It’s the natural outcome of fragmented compliance environments.
When compliance is spread across tools, teams, and spreadsheets, storytelling replaces certainty.
Why Looking Compliant Feels Like Enough
For long stretches of time, it is enough.
No audits.
No incidents.
No probing questions.
In that quiet space, compliance becomes a narrative:
“We’ve got this covered.”
The problem is that narratives collapse under pressure.
Auditors, regulators, and investors don’t evaluate intent.
They evaluate evidence.
And evidence doesn’t care how convincing the story sounds.
The Moment Performance Turns Into Panic
The shift from confidence to chaos happens instantly.
Suddenly teams are asked to:
- Link policies to controls
- Show approval trails
- Demonstrate enforcement
- Prove continuous compliance
This is where compliance theatre is exposed.

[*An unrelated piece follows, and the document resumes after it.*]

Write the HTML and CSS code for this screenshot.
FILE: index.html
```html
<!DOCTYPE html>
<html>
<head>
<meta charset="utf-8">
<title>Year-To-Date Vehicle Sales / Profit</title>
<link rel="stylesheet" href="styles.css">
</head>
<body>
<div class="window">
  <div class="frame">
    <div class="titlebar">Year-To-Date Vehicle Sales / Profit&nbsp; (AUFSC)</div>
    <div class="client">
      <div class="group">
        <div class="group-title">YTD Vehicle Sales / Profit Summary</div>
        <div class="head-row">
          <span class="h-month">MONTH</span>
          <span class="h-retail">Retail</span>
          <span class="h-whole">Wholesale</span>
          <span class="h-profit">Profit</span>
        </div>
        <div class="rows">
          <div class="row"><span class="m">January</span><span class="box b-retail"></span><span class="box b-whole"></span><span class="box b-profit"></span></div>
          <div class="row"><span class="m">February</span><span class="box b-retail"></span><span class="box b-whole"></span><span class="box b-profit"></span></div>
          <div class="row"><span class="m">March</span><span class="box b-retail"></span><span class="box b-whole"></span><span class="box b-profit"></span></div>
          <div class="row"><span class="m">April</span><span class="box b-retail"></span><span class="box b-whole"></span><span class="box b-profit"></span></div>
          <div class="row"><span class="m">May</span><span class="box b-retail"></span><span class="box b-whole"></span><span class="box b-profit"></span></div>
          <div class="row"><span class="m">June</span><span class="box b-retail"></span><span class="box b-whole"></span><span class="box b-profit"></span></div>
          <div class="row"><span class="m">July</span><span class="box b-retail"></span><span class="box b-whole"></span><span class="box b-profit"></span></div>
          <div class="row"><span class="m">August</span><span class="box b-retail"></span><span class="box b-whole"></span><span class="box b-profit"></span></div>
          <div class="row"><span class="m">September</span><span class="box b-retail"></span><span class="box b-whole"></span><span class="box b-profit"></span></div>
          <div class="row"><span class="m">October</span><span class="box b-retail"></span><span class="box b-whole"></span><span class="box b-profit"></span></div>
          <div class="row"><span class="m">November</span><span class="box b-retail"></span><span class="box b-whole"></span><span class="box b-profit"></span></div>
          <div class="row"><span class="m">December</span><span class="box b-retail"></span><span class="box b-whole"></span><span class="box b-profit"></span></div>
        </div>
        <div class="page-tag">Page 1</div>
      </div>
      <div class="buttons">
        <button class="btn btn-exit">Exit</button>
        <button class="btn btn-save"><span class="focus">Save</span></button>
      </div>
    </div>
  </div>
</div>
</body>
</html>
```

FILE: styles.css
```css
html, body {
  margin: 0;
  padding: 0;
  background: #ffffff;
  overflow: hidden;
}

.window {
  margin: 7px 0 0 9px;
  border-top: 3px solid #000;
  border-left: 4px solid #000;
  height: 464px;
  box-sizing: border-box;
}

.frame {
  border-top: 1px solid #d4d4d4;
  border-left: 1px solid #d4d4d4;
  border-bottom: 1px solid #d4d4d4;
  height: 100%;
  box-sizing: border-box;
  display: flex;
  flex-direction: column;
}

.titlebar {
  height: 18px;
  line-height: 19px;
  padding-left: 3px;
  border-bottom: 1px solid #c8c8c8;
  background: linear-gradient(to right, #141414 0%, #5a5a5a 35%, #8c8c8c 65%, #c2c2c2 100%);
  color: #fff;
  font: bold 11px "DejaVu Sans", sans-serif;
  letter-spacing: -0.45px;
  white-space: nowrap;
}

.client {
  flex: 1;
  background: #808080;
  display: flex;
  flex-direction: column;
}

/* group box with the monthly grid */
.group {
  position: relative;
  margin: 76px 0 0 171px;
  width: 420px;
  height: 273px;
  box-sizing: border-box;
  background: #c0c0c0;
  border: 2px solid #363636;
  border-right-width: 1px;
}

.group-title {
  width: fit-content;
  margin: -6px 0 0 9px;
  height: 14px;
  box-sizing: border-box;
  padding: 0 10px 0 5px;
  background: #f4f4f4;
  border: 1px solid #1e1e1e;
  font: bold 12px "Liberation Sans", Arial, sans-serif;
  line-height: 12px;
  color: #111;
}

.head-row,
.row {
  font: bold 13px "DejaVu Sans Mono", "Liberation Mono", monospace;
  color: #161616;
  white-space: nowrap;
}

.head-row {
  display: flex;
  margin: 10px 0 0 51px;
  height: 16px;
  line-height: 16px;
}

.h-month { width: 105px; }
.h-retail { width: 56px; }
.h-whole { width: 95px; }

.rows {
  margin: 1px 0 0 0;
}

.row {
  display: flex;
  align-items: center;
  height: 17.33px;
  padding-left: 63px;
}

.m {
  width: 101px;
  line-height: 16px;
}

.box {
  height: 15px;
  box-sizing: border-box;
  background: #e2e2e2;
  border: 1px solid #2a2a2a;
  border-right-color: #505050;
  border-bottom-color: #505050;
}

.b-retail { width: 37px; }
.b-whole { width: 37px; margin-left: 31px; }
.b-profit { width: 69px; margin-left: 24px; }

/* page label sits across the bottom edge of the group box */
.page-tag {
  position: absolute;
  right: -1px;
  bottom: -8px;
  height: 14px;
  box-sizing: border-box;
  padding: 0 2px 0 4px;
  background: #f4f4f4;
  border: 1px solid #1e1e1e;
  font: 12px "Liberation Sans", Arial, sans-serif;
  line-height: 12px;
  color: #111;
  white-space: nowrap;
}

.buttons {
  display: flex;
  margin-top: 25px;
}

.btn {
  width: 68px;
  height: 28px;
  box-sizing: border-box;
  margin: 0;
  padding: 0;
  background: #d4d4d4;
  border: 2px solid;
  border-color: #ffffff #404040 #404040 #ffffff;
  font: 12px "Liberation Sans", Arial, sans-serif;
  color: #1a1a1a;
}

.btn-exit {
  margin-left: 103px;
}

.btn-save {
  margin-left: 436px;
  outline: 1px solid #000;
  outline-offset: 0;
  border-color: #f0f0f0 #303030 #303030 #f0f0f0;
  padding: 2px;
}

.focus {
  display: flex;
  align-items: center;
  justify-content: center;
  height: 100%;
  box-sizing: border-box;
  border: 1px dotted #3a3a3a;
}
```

Not because controls don’t exist —
but because proof doesn’t travel with them.
When evidence must be assembled manually, trust evaporates.
What the Evidence Shows
History is full of organisations that looked compliant right up until they weren’t.
- Post-incident investigations routinely show that documentation existed, but couldn’t demonstrate effectiveness.
- Audit reports frequently distinguish between “documented” controls and “operating” controls - and the gap between them.
- Governance frameworks consistently emphasise demonstrable assurance, not declared compliance.
- Regulators increasingly challenge whether controls actually function, not whether they’re described.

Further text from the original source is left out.